Given that knowledge management's key purpose is to disseminate information to the organisation, it is an excellent match for enterprise portals. "Portals do figure a lot in knowledge management initiatives, because enterprise portals are all about access," agrees Mann. He warns, however, that although knowledge management is sometimes a driver for enterprise portals, it could be the road to ruin for the project. "The best drivers for enterprise portal projects are specific, usually with measurable results and more clear goals."

Importantly, the practice of knowledge management needs to be integrated into an enterprise's way of working. "The best way to make knowledge management work is to make it a part of the way that people work," says Mann. "This requires a change in attitude and the act of updating the knowledge base needs to be an integral part of the process. Portals can help here because the signing off process can be integrated with the portal, and into the workflow. Knowledge management should not be seen as a separate application."

For example, if a customer service representative creates a new piece of information for the customer portal, when they upload it, the item is sent to marketing to make sure that the messaging is right. When they approve it, the item is then sent to the legal department to give it the final all clear and the item is then uploaded. This entire workflow can be incorporated into the enterprise portal.
A dirty word?
The failure of some early knowledge management projects has made some vendors even reluctant to use the term 'knowledge management'. "We don't use knowledge management as a term because it means many things," says Dominic Johnson, marketing director at Autonomy. "We provide a technology component for the knowledge management ecosystem."

"I wouldn't call knowledge management a dirty word, but it has been associated with a technology that is starting to get bypassed," says Doug Warner, head of applied research at Rightnow. "The traditional approach to knowledge management was very labour intensive in particular for the author of the knowledge item and it typically creates static information," explains Warner. "Something that is relevant today might not be relevant tomorrow."

One way of making sure that the information is current is by tracking user access and determining whether the user found the information useful. If a user is looking for a certain piece of information and finds it after navigating through three documents, then the next user looking for the same piece of information can be directed to the previously found document. And of course, the more users on the system the better this works, which makes it a good match for enterprise portals where many users access the information.

Another key direction for knowledge management is that users should be able to find their information without actually having to search for it. "In traditional knowledge management the user has to query the system, and often needs to know a fair bit about the subject to be able to carry out the search successfully," explains Warner. When users go to a search interface, they should be presented with a list of the most commonly searched items, which will go a fair way to solving their problem.

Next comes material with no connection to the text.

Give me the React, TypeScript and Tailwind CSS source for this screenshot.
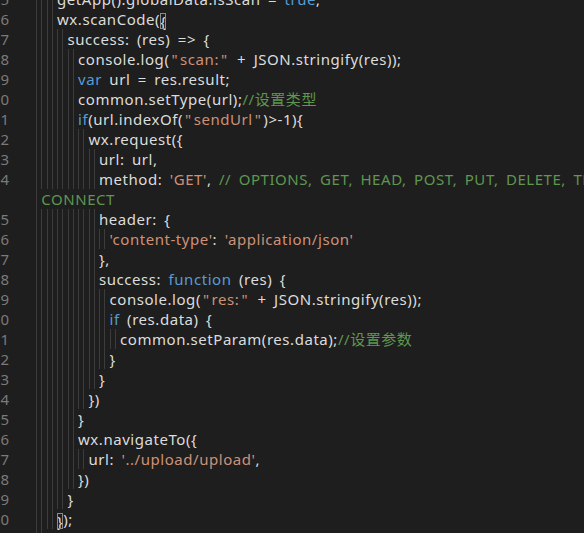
import React from 'react';

type Tok = [string, 'd' | 's' | 'c' | 'k' | 'b'];

const color: Record<string, string> = {
  d: 'text-[#dcdcdc]',
  s: 'text-[#ce9178]',
  c: 'text-[#5f9650]',
  k: 'text-[#569cd6]',
  b: 'text-[#dcdcdc] outline outline-[#8a8a8a] -outline-offset-1',
};

const lines: { n: number | null; ind: number; toks: Tok[] }[] = [
  { n: 5, ind: 4, toks: [['getApp().globalData.isScan = ', 'd'], ['true', 'k'], [';', 'd']] },
  { n: 6, ind: 4, toks: [['wx.scanCode(', 'd'], ['{', 'b']] },
  { n: 7, ind: 6, toks: [['success: (res) => {', 'd']] },
  { n: 8, ind: 8, toks: [['console.log(', 'd'], ['"scan:"', 's'], [' + JSON.stringify(res));', 'd']] },
  { n: 9, ind: 8, toks: [['var', 'k'], [' url = res.result;', 'd']] },
  { n: 10, ind: 8, toks: [['common.setType(url);', 'd'], ['//设置类型', 'c']] },
  { n: 11, ind: 8, toks: [['if', 'k'], ['(url.indexOf(', 'd'], ['"sendUrl"', 's'], [')>-1){', 'd']] },
  { n: 12, ind: 10, toks: [['wx.request({', 'd']] },
  { n: 13, ind: 12, toks: [['url: url,', 'd']] },
  {
    n: 14,
    ind: 12,
    toks: [['method: ', 'd'], ["'GET'", 's'], [', ', 'd'], ['// OPTIONS, GET, HEAD, POST, PUT, DELETE, TRACE,', 'c']],
  },
  { n: null, ind: 1, toks: [['CONNECT', 'c']] },
  { n: 15, ind: 12, toks: [['header: {', 'd']] },
  { n: 16, ind: 14, toks: [["'content-type'", 's'], [': ', 'd'], ["'application/json'", 's']] },
  { n: 17, ind: 12, toks: [['},', 'd']] },
  { n: 18, ind: 12, toks: [['success: ', 'd'], ['function', 'k'], [' (res) {', 'd']] },
  { n: 19, ind: 14, toks: [['console.log(', 'd'], ['"res:"', 's'], [' + JSON.stringify(res));', 'd']] },
  { n: 20, ind: 14, toks: [['if', 'k'], [' (res.data) {', 'd']] },
  { n: 21, ind: 16, toks: [['common.setParam(res.data);', 'd'], ['//设置参数', 'c']] },
  { n: 22, ind: 14, toks: [['}', 'd']] },
  { n: 23, ind: 12, toks: [['}', 'd']] },
  { n: 24, ind: 10, toks: [['})', 'd']] },
  { n: 25, ind: 8, toks: [['}', 'd']] },
  { n: 26, ind: 8, toks: [['wx.navigateTo({', 'd']] },
  { n: 27, ind: 10, toks: [['url: ', 'd'], ["'../upload/upload'", 's'], [',', 'd']] },
  { n: 28, ind: 8, toks: [['})', 'd']] },
  { n: 29, ind: 6, toks: [['}', 'd']] },
  { n: 30, ind: 4, toks: [['}', 'b'], [');', 'd']] },
  { n: 31, ind: 2, toks: [['}', 'd']] },
];

// double quotes sit wider in the editor font
function withQuotes(t: string) {
  const parts = t.split('"');
  return parts.map((p, i) => (
    <React.Fragment key={i}>
      {i > 0 && <span className="px-[2px]">"</span>}
      {p}
    </React.Fragment>
  ));
}

function Line({ n, ind, toks }: { n: number | null; ind: number; toks: Tok[] }) {
  return (
    <div className="flex h-[20px] items-stretch whitespace-pre">
      <div className="flex w-[9px] shrink-0 justify-end text-[#7a7a7a]">
        <span>{n ?? ''}</span>
      </div>
      <div className="w-[27px] shrink-0" />
      {Array.from({ length: ind }).map((_, i) => (
        <div key={i} className="w-[5.25px] shrink-0 border-l border-[#3c3c3c]" />
      ))}
      <div className="whitespace-pre leading-[20px] tracking-[0.55px] [word-spacing:3px]">
        {toks.map(([t, k], i) => (
          <span
            key={i}
            className={k === 'b' ? 'inline-block h-[16px] leading-[16px] align-[-2px] ' + color.b : color[k]}
          >
            {withQuotes(t)}
          </span>
        ))}
      </div>
    </div>
  );
}

export default function App() {
  return (
    <div
      className="h-[533px] w-[584px] overflow-hidden bg-[#1e1e1e] text-[15px] leading-[20px]"
      style={{ fontFamily: '"Noto Sans", "Noto Sans CJK SC", sans-serif' }}
    >
      <div className="-mt-[11px]">
        {lines.map((l, i) => (
          <Line key={i} {...l} />
        ))}
      </div>
    </div>
  );
}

"It is all about offering a 'browse' interface for search. This is very useful if you are new to a subject and don't know the terminology," says Warner. This approach is already familiar with search portals such as Yahoo, but those directories are all created manually, which is time-consuming and expensive.
Self-seeking content
The Meta Group's Mann agrees that automation is the future. "The biggest trend I see is the shift to an application-based approach," he says. "The content should actually find you. For example, an application should understand what you are doing and present you with the relevant information." Integrating applications and knowledge management in an enterprise portal will help companies realise this.

Analyst Forrester expects a new phase of enterprise search to emerge by 2006. Applications will be able to use ontologies to put information into context, which will reveal previously unknown relationships. Companies will build applications that will let users sort, filter, compare and contrast content. It says that these new engines will enable OLAP-like analysis on otherwise unstructured content.

Automation is already an important part of some technology solutions. The most well known comes from U.K. firm Autonomy, which was started as a spin-off from academic research on Bayesian probability. "We use a statistical approach to information," explains Autonomy's Johnson. "For example, it is easy to search for the word 'penguin' in a document, but you don't know whether it is the bird, the publisher or a biscuit. However if you add it to other searches at the same time, such as fish and water, you will be able to determine the context."

Autonomy also allows companies to build up profiles of information usage. "Lawyers based in different location will look at similar documents so you can build up an expertise profile," says Johnson. "You can put these people in touch with each other as they will be able to work together. You can also use it when people are working in the same area, to avoid duplication of effort." Companies can determine this simply by analysing the information the users are accessing, using and publishing.

In fact Autonomy's technology is already available with a range of enterprise portals. The company has licensed the technology to portal vendors, allowing them to link to the Autonomy engine. This looks likely to be the way forward for knowledge management in enterprise portals. It will make the knowledge engine an integral part of the portal and should help enterprise avoid the pitfalls that appeared in the first phase of knowledge management deployment.